__What to work on__. Read the records below and copy each line that contains "index".
## begin Working data
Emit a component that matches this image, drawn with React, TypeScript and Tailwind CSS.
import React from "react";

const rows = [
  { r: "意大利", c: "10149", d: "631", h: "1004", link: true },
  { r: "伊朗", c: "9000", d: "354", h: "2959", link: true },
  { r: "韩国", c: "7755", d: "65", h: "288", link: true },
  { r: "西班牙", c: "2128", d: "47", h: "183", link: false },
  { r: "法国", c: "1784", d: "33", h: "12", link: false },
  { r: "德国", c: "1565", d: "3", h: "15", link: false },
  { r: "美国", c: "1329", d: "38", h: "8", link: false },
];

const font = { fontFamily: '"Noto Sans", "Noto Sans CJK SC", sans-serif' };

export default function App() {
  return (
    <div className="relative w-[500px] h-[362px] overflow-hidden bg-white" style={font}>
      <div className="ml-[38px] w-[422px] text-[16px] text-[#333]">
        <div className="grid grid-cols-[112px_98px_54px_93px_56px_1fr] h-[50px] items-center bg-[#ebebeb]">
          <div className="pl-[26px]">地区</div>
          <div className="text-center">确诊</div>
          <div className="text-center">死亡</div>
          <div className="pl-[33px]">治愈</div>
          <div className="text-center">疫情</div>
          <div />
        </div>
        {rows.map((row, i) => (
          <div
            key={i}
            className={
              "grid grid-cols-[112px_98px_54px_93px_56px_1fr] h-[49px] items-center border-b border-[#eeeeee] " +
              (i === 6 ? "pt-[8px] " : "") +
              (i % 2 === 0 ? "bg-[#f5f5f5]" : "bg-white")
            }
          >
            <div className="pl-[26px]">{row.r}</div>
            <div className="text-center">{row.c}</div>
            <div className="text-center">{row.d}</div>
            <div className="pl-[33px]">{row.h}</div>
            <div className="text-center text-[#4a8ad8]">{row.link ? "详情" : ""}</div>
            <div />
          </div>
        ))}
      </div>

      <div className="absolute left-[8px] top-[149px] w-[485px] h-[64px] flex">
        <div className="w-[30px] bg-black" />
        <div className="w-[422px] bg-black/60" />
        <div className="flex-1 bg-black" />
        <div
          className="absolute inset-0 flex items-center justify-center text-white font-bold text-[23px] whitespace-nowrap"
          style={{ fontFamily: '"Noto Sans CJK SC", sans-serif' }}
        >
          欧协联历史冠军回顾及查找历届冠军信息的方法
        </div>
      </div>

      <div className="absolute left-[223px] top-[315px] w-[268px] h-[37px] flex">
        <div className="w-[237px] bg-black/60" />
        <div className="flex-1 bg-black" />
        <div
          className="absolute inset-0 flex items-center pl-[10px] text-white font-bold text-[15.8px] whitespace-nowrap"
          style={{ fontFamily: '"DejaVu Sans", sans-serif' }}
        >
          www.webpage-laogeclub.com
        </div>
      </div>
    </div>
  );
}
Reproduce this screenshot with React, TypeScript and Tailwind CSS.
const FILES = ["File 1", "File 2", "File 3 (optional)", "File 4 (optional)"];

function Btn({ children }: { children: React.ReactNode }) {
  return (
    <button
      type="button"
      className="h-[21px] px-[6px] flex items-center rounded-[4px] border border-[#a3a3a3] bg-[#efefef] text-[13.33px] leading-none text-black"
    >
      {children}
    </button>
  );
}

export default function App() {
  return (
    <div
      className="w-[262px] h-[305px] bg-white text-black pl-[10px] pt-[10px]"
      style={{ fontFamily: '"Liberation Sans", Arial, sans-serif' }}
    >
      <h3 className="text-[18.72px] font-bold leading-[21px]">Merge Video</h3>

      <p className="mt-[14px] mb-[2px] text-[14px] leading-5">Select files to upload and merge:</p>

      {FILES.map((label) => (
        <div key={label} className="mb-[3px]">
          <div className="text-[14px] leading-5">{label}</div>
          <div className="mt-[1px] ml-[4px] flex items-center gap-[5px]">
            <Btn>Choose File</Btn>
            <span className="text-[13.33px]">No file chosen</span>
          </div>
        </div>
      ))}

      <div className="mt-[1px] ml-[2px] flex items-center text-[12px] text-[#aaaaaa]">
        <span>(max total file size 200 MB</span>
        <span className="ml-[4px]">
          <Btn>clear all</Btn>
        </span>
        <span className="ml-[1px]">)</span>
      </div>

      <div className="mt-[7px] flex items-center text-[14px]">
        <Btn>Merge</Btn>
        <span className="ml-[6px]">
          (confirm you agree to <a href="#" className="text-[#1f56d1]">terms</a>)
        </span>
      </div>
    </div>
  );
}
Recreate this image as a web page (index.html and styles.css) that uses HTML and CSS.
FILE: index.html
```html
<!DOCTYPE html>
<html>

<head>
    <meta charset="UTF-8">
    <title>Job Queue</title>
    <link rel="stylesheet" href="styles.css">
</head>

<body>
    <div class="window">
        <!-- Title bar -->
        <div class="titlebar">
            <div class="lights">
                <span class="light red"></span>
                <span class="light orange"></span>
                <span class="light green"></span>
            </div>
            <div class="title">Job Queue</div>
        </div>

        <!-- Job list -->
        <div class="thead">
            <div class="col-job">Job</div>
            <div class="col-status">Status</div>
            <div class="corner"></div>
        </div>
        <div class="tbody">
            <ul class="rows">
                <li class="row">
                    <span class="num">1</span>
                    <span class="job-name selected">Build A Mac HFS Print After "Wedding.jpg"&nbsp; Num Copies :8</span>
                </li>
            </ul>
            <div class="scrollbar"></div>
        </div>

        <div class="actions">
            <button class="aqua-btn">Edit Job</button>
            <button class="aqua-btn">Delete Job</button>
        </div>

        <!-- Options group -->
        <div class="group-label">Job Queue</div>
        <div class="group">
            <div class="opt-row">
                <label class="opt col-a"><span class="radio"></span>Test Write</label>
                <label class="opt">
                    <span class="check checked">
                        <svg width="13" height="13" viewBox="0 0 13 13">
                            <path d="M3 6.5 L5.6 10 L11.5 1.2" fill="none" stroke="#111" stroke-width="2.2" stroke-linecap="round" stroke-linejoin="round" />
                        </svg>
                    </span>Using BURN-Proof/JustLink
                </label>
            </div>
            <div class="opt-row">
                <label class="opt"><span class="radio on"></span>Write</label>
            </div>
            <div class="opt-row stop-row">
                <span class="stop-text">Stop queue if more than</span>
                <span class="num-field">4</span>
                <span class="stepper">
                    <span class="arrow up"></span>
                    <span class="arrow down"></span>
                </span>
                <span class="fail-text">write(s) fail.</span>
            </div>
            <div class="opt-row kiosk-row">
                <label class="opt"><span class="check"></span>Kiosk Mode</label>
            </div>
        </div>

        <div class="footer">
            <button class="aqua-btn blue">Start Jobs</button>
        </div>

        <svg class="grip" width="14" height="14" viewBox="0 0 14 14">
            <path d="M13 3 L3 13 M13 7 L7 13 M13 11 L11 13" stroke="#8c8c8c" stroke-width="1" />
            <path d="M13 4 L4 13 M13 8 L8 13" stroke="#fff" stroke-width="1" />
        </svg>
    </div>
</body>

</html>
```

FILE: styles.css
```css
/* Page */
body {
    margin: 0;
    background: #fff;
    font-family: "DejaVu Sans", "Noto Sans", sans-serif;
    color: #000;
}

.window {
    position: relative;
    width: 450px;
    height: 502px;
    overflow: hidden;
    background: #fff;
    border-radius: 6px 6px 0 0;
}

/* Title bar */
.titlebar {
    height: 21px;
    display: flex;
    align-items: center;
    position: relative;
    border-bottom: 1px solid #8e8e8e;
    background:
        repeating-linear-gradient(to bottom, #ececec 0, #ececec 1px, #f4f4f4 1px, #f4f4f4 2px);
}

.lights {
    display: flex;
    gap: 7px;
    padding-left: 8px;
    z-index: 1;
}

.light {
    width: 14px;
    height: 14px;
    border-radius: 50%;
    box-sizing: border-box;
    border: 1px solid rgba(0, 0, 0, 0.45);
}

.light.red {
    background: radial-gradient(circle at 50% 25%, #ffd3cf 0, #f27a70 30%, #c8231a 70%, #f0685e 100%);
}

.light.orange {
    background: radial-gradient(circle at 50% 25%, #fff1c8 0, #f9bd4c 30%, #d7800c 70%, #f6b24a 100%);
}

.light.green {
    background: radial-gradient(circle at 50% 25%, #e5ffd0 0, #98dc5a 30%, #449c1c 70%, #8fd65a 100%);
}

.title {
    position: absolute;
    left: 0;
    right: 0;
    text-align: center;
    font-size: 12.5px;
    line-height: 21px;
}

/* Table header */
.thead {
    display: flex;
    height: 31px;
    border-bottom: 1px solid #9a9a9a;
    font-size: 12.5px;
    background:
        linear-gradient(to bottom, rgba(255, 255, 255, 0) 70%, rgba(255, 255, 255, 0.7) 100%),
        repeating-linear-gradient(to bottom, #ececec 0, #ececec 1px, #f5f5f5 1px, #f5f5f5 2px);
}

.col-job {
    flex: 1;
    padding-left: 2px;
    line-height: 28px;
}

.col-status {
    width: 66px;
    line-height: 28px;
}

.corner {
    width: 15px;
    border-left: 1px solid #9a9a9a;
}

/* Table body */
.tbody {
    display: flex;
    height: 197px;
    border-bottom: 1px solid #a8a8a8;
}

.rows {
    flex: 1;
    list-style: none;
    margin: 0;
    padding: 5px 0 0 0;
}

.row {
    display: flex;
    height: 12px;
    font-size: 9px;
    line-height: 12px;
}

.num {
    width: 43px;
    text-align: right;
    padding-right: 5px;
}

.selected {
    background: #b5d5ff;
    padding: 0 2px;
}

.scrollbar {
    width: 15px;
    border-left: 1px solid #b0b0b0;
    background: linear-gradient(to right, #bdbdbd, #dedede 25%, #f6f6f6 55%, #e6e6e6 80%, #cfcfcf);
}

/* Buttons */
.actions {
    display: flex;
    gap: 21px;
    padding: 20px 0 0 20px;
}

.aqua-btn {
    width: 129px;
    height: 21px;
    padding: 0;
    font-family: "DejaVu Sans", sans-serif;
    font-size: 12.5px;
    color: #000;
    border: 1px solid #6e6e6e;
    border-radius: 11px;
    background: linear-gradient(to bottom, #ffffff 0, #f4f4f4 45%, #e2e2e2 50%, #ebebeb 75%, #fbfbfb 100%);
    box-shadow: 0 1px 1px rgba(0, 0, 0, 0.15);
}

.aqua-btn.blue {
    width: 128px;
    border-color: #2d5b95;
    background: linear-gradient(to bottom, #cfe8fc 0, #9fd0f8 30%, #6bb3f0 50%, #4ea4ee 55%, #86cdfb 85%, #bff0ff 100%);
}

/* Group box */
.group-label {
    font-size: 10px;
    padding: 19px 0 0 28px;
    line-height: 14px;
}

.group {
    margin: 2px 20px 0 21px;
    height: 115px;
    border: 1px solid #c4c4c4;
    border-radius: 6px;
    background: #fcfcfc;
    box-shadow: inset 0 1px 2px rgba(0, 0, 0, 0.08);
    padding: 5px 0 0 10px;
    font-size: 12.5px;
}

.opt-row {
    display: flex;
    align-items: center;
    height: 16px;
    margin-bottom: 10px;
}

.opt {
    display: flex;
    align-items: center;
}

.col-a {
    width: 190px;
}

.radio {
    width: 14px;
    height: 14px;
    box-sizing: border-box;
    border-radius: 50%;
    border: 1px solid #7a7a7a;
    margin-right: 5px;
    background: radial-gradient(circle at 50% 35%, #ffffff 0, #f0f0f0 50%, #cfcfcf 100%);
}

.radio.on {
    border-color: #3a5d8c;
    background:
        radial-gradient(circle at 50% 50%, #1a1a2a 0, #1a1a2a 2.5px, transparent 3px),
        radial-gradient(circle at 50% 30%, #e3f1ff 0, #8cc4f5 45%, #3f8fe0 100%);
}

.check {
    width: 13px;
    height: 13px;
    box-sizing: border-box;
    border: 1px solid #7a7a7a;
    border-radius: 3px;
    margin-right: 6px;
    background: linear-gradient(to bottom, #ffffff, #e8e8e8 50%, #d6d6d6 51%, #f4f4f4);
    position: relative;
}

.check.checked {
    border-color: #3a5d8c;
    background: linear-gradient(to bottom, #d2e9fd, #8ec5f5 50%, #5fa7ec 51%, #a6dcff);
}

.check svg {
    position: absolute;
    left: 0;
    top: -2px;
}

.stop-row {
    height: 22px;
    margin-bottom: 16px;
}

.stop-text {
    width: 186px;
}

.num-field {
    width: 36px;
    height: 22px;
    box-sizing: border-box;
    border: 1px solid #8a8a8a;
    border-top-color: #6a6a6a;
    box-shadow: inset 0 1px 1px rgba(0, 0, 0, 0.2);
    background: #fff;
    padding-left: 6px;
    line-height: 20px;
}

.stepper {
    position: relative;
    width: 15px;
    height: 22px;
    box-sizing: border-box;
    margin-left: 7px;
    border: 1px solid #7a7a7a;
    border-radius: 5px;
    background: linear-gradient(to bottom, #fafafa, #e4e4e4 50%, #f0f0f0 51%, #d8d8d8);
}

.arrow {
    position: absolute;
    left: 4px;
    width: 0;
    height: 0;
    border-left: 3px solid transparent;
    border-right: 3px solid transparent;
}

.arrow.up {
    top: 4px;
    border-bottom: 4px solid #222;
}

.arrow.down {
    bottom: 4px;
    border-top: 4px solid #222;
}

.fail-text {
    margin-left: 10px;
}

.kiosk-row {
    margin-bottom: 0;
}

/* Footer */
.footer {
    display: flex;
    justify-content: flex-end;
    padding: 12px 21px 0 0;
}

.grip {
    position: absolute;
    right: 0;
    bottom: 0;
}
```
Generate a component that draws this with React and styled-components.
## end Working data
__Result__.
Recreate this image as a web page (index.html and styles.css) that uses HTML and CSS.
FILE: index.html
    z-index: 1;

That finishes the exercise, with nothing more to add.